**Required task**:
Write out the listing below in full and exactly, leaving out every picture.

╔══

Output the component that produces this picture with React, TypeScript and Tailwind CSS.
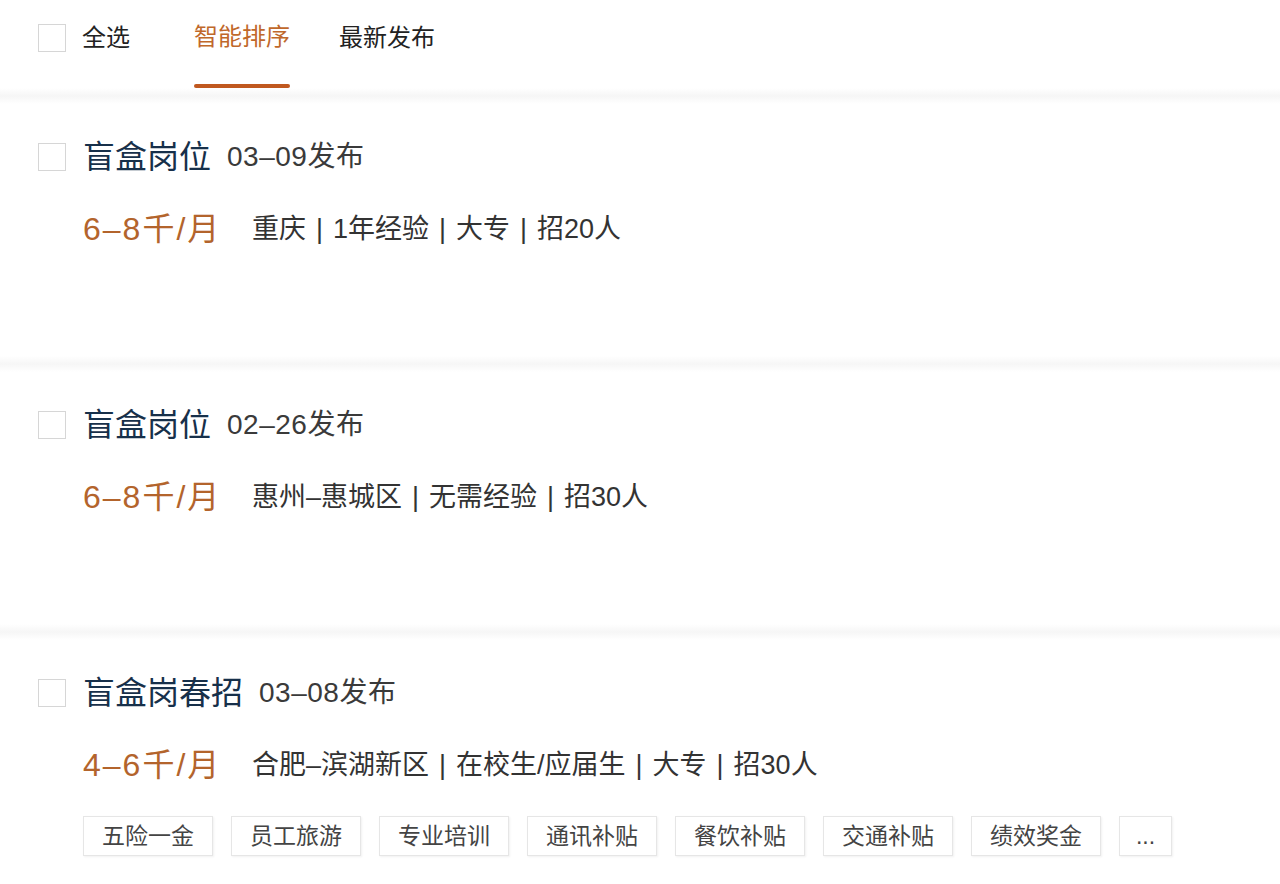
import React from "react";

const font = { fontFamily: '"Liberation Sans", "Noto Sans CJK SC", sans-serif' };

function Box() {
  return <div className="w-[28px] h-[28px] border-[1.5px] border-[#d6d6d6] bg-white shrink-0" />;
}

function Separator() {
  return <div className="h-[16px] bg-gradient-to-b from-white via-[#f6f6f6] to-white" />;
}

type Job = { title: string; date: string; salary: string; info: string[]; tags?: string[] };

const jobs: Job[] = [
  { title: "盲盒岗位", date: "03–09发布", salary: "6–8千/月", info: ["重庆", "1年经验", "大专", "招20人"] },
  { title: "盲盒岗位", date: "02–26发布", salary: "6–8千/月", info: ["惠州–惠城区", "无需经验", "招30人"] },
  {
    title: "盲盒岗春招",
    date: "03–08发布",
    salary: "4–6千/月",
    info: ["合肥–滨湖新区", "在校生/应届生", "大专", "招30人"],
    tags: ["五险一金", "员工旅游", "专业培训", "通讯补贴", "餐饮补贴", "交通补贴", "绩效奖金", "..."],
  },
];

function Card({ job }: { job: Job }) {
  return (
    <div className="h-[252px] pt-[33px]">
      <div className="flex items-center h-[40px]">
        <div className="w-[83px] pl-[38px] flex items-center">
          <Box />
        </div>
        <span className="text-[32px] leading-[40px] text-[#17304a]">{job.title}</span>
        <span className="ml-[16px] text-[28px] leading-[40px] tracking-[0.5px] text-[#3a3a3a]">{job.date}</span>
      </div>
      <div className="flex items-center h-[40px] mt-[32px] pl-[83px]">
        <span className="w-[169px] text-[32px] leading-[40px] tracking-[2px] text-[#b3642c]">{job.salary}</span>
        <span className="text-[27px] leading-[40px] text-[#333333]">
          {job.info.map((s, i) => (
            <React.Fragment key={i}>
              {i > 0 && <span className="mx-[10px]">|</span>}
              {s}
            </React.Fragment>
          ))}
        </span>
      </div>
      {job.tags && (
        <div className="flex gap-[18px] mt-[31px] pl-[83px]">
          {job.tags.map((t, i) => (
            <div
              key={i}
              className={`h-[40px] flex items-center justify-center bg-white border border-[#e6e6e6] shadow-[1px_1px_2px_rgba(0,0,0,0.06)] text-[23px] text-[#444444] ${
                t === "..." ? "w-[53px]" : "w-[130px]"
              }`}
            >
              {t}
            </div>
          ))}
        </div>
      )}
    </div>
  );
}

export default function App() {
  return (
    <div className="w-[1280px] h-[884px] bg-white overflow-hidden" style={font}>
      <div className="h-[88px] flex items-start">
        <div className="flex items-center h-[76px] pl-[38px]">
          <Box />
          <span className="ml-[16px] text-[24px] text-[#222222] -mt-[1px]">全选</span>
        </div>
        <div className="ml-[64px] h-[88px] flex flex-col items-center">
          <span className="h-[76px] flex items-center text-[24px] text-[#c0682b] -mt-[1px]">智能排序</span>
          <div className="mt-[9px] w-[96px] h-[4px] bg-[#c0581f] rounded-full" />
        </div>
        <div className="ml-[49px] h-[76px] flex items-center">
          <span className="text-[24px] text-[#222222] -mt-[1px]">最新发布</span>
        </div>
      </div>
      <Separator />
      <Card job={jobs[0]} />
      <Separator />
      <Card job={jobs[1]} />
      <Separator />
      <Card job={jobs[2]} />
    </div>
  );
}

╚══

**Result of the exercise**:
Output the component that produces this picture with React, TypeScript and Tailwind CSS.
import React from "react";

const font = { fontFamily: '"Liberation Sans", "Noto Sans CJK SC", sans-serif' };

function Box() {
  return <div className="w-[28px] h-[28px] border-[1.5px] border-[#d6d6d6] bg-white shrink-0" />;
}

function Separator() {
  return <div className="h-[16px] bg-gradient-to-b from-white via-[#f6f6f6] to-white" />;
}

type Job = { title: string; date: string; salary: string; info: string[]; tags?: string[] };

const jobs: Job[] = [
  { title: "盲盒岗位", date: "03–09发布", salary: "6–8千/月", info: ["重庆", "1年经验", "大专", "招20人"] },
  { title: "盲盒岗位", date: "02–26发布", salary: "6–8千/月", info: ["惠州–惠城区", "无需经验", "招30人"] },
  {
    title: "盲盒岗春招",
    date: "03–08发布",
    salary: "4–6千/月",
    info: ["合肥–滨湖新区", "在校生/应届生", "大专", "招30人"],
    tags: ["五险一金", "员工旅游", "专业培训", "通讯补贴", "餐饮补贴", "交通补贴", "绩效奖金", "..."],
  },
];

function Card({ job }: { job: Job }) {
  return (
    <div className="h-[252px] pt-[33px]">
      <div className="flex items-center h-[40px]">
        <div className="w-[83px] pl-[38px] flex items-center">
          <Box />
        </div>
        <span className="text-[32px] leading-[40px] text-[#17304a]">{job.title}</span>
        <span className="ml-[16px] text-[28px] leading-[40px] tracking-[0.5px] text-[#3a3a3a]">{job.date}</span>
      </div>
      <div className="flex items-center h-[40px] mt-[32px] pl-[83px]">
        <span className="w-[169px] text-[32px] leading-[40px] tracking-[2px] text-[#b3642c]">{job.salary}</span>
        <span className="text-[27px] leading-[40px] text-[#333333]">
          {job.info.map((s, i) => (
            <React.Fragment key={i}>
              {i > 0 && <span className="mx-[10px]">|</span>}
              {s}
            </React.Fragment>
          ))}
        </span>
      </div>
      {job.tags && (
        <div className="flex gap-[18px] mt-[31px] pl-[83px]">
          {job.tags.map((t, i) => (
            <div
              key={i}
              className={`h-[40px] flex items-center justify-center bg-white border border-[#e6e6e6] shadow-[1px_1px_2px_rgba(0,0,0,0.06)] text-[23px] text-[#444444] ${
                t === "..." ? "w-[53px]" : "w-[130px]"
              }`}
            >
              {t}
            </div>
          ))}
        </div>
      )}
    </div>
  );
}

export default function App() {
  return (
    <div className="w-[1280px] h-[884px] bg-white overflow-hidden" style={font}>
      <div className="h-[88px] flex items-start">
        <div className="flex items-center h-[76px] pl-[38px]">
          <Box />
          <span className="ml-[16px] text-[24px] text-[#222222] -mt-[1px]">全选</span>
        </div>
        <div className="ml-[64px] h-[88px] flex flex-col items-center">
          <span className="h-[76px] flex items-center text-[24px] text-[#c0682b] -mt-[1px]">智能排序</span>
          <div className="mt-[9px] w-[96px] h-[4px] bg-[#c0581f] rounded-full" />
        </div>
        <div className="ml-[49px] h-[76px] flex items-center">
          <span className="text-[24px] text-[#222222] -mt-[1px]">最新发布</span>
        </div>
      </div>
      <Separator />
      <Card job={jobs[0]} />
      <Separator />
      <Card job={jobs[1]} />
      <Separator />
      <Card job={jobs[2]} />
    </div>
  );
}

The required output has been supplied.